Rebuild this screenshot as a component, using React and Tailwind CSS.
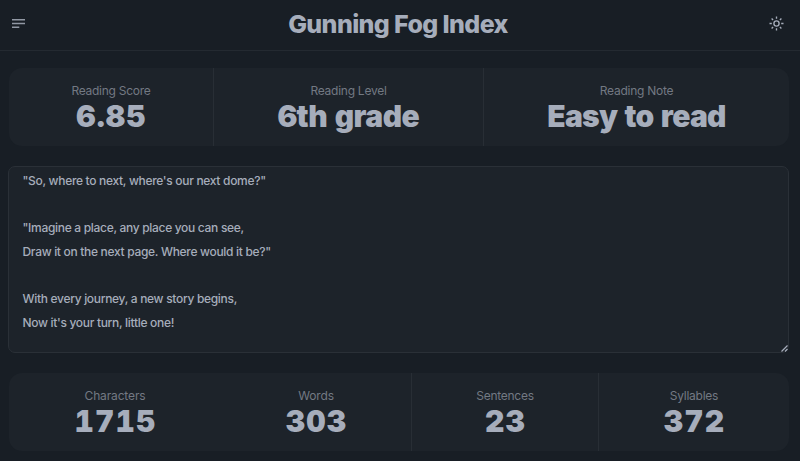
const TEXT = `"So, where to next, where's our next dome?"

"Imagine a place, any place you can see,
Draw it on the next page. Where would it be?"

With every journey, a new story begins,
Now it's your turn, little one!`;

function Stat({ label, value, className, valueClass, labelClass = "tracking-[-0.26px]" }) {
  return (
    <div className={`flex flex-col items-center pt-[15px] ${className}`}>
      <div className={`whitespace-nowrap text-[12px] leading-[15px] text-[#737983] ${labelClass}`}>{label}</div>
      <div className={`mt-px whitespace-nowrap text-[30px] leading-[34px] font-black tabular-nums text-[#a6adbb] ${valueClass}`}>{value}</div>
    </div>
  );
}

export default function App() {
  return (
    <div className="flex h-[461px] w-[800px] flex-col overflow-hidden bg-[#181e25] font-['Inter','Liberation_Sans',sans-serif]">
      <header className="flex h-[51px] shrink-0 items-center justify-between border-b border-[#242a31] pr-[16px] pb-[3px] pl-[12px]">
        <svg width="13" height="9" viewBox="0 0 13 9" className="text-[#9198a4]">
          <path d="M0 0.8h13M0 4.5h13M0 8.2h7.3" stroke="currentColor" strokeWidth="1.6" fill="none" />
        </svg>
        <h1 className="ml-[2px] text-[25px] leading-[30px] font-extrabold tracking-[-0.62px] text-[#a6adbb]">Gunning Fog Index</h1>
        <svg width="15" height="15" viewBox="0 0 15 15" fill="none" stroke="#a6adbb" strokeWidth="1.35">
          <circle cx="7.5" cy="7.5" r="2.6" />
          <path d="M7.5 0.5v2.3M7.5 12.2v2.3M0.5 7.5h2.3M12.2 7.5h2.3M2.6 2.6l1.5 1.5M10.9 10.9l1.5 1.5M2.6 12.4l1.5-1.5M10.9 4.1l1.5-1.5" />
        </svg>
      </header>

      <section className="mt-[17px] ml-[9px] flex h-[78px] w-[780px] shrink-0 rounded-[13px] bg-[#1d232a]">
        <Stat label="Reading Score" value="6.85" className="w-[205px] border-r border-[#282e35]" valueClass="pl-px tracking-[1.1px]" />
        <Stat label="Reading Level" value="6th grade" className="w-[270px] border-r border-[#282e35]" valueClass="tracking-[-0.5px]" />
        <Stat label="Reading Note" value="Easy to read" className="w-[305px]" valueClass="tracking-[-0.75px]" />
      </section>

      <div className="relative mt-[20px] ml-[8px] h-[187px] w-[781px] shrink-0 rounded-[7px] border border-[#2a3037] bg-[#1d232a] pt-[2px] pl-[13.5px]">
        <p className="whitespace-pre text-[12px] leading-[23.65px] font-[450] tracking-[-0.31px] text-[#a6adbb]">{TEXT}</p>
        <svg width="7" height="7" viewBox="0 0 7 7" className="absolute right-0 bottom-0" stroke="#a6adbb" strokeWidth="1.2">
          <path d="M0.5 6.5l6-6M4 6.5l2.5-2.5" />
        </svg>
      </div>

      <section className="mt-[20px] ml-[9px] flex h-[78px] w-[780px] shrink-0 rounded-[13px] bg-[#1d232a]">
        <Stat label="Characters" value="1715" className="w-[212px]" valueClass="pl-px tracking-[1.2px]" labelClass="tracking-[-0.15px]" />
        <Stat label="Words" value="303" className="w-[191px] border-r border-[#282e35]" valueClass="pl-px tracking-[1.2px]" labelClass="tracking-[-0.15px]" />
        <Stat label="Sentences" value="23" className="w-[187px] border-r border-[#282e35]" valueClass="pl-px tracking-[1.2px]" />
        <Stat label="Syllables" value="372" className="w-[190px]" valueClass="pl-px tracking-[1.2px]" />
      </section>
    </div>
  );
}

+ + + + + + +

[TASK REQUIREMENTS] Without including any picture, repeat the data exactly.

[REPLY TO THE TASK]
Rebuild this screenshot as a component, using React and Tailwind CSS.
const TEXT = `"So, where to next, where's our next dome?"

"Imagine a place, any place you can see,
Draw it on the next page. Where would it be?"

With every journey, a new story begins,
Now it's your turn, little one!`;

function Stat({ label, value, className, valueClass, labelClass = "tracking-[-0.26px]" }) {
  return (
    <div className={`flex flex-col items-center pt-[15px] ${className}`}>
      <div className={`whitespace-nowrap text-[12px] leading-[15px] text-[#737983] ${labelClass}`}>{label}</div>
      <div className={`mt-px whitespace-nowrap text-[30px] leading-[34px] font-black tabular-nums text-[#a6adbb] ${valueClass}`}>{value}</div>
    </div>
  );
}

export default function App() {
  return (
    <div className="flex h-[461px] w-[800px] flex-col overflow-hidden bg-[#181e25] font-['Inter','Liberation_Sans',sans-serif]">
      <header className="flex h-[51px] shrink-0 items-center justify-between border-b border-[#242a31] pr-[16px] pb-[3px] pl-[12px]">
        <svg width="13" height="9" viewBox="0 0 13 9" className="text-[#9198a4]">
          <path d="M0 0.8h13M0 4.5h13M0 8.2h7.3" stroke="currentColor" strokeWidth="1.6" fill="none" />
        </svg>
        <h1 className="ml-[2px] text-[25px] leading-[30px] font-extrabold tracking-[-0.62px] text-[#a6adbb]">Gunning Fog Index</h1>
        <svg width="15" height="15" viewBox="0 0 15 15" fill="none" stroke="#a6adbb" strokeWidth="1.35">
          <circle cx="7.5" cy="7.5" r="2.6" />
          <path d="M7.5 0.5v2.3M7.5 12.2v2.3M0.5 7.5h2.3M12.2 7.5h2.3M2.6 2.6l1.5 1.5M10.9 10.9l1.5 1.5M2.6 12.4l1.5-1.5M10.9 4.1l1.5-1.5" />
        </svg>
      </header>

      <section className="mt-[17px] ml-[9px] flex h-[78px] w-[780px] shrink-0 rounded-[13px] bg-[#1d232a]">
        <Stat label="Reading Score" value="6.85" className="w-[205px] border-r border-[#282e35]" valueClass="pl-px tracking-[1.1px]" />
        <Stat label="Reading Level" value="6th grade" className="w-[270px] border-r border-[#282e35]" valueClass="tracking-[-0.5px]" />
        <Stat label="Reading Note" value="Easy to read" className="w-[305px]" valueClass="tracking-[-0.75px]" />
      </section>

      <div className="relative mt-[20px] ml-[8px] h-[187px] w-[781px] shrink-0 rounded-[7px] border border-[#2a3037] bg-[#1d232a] pt-[2px] pl-[13.5px]">
        <p className="whitespace-pre text-[12px] leading-[23.65px] font-[450] tracking-[-0.31px] text-[#a6adbb]">{TEXT}</p>
        <svg width="7" height="7" viewBox="0 0 7 7" className="absolute right-0 bottom-0" stroke="#a6adbb" strokeWidth="1.2">
          <path d="M0.5 6.5l6-6M4 6.5l2.5-2.5" />
        </svg>
      </div>

      <section className="mt-[20px] ml-[9px] flex h-[78px] w-[780px] shrink-0 rounded-[13px] bg-[#1d232a]">
        <Stat label="Characters" value="1715" className="w-[212px]" valueClass="pl-px tracking-[1.2px]" labelClass="tracking-[-0.15px]" />
        <Stat label="Words" value="303" className="w-[191px] border-r border-[#282e35]" valueClass="pl-px tracking-[1.2px]" labelClass="tracking-[-0.15px]" />
        <Stat label="Sentences" value="23" className="w-[187px] border-r border-[#282e35]" valueClass="pl-px tracking-[1.2px]" />
        <Stat label="Syllables" value="372" className="w-[190px]" valueClass="pl-px tracking-[1.2px]" />
      </section>
    </div>
  );
}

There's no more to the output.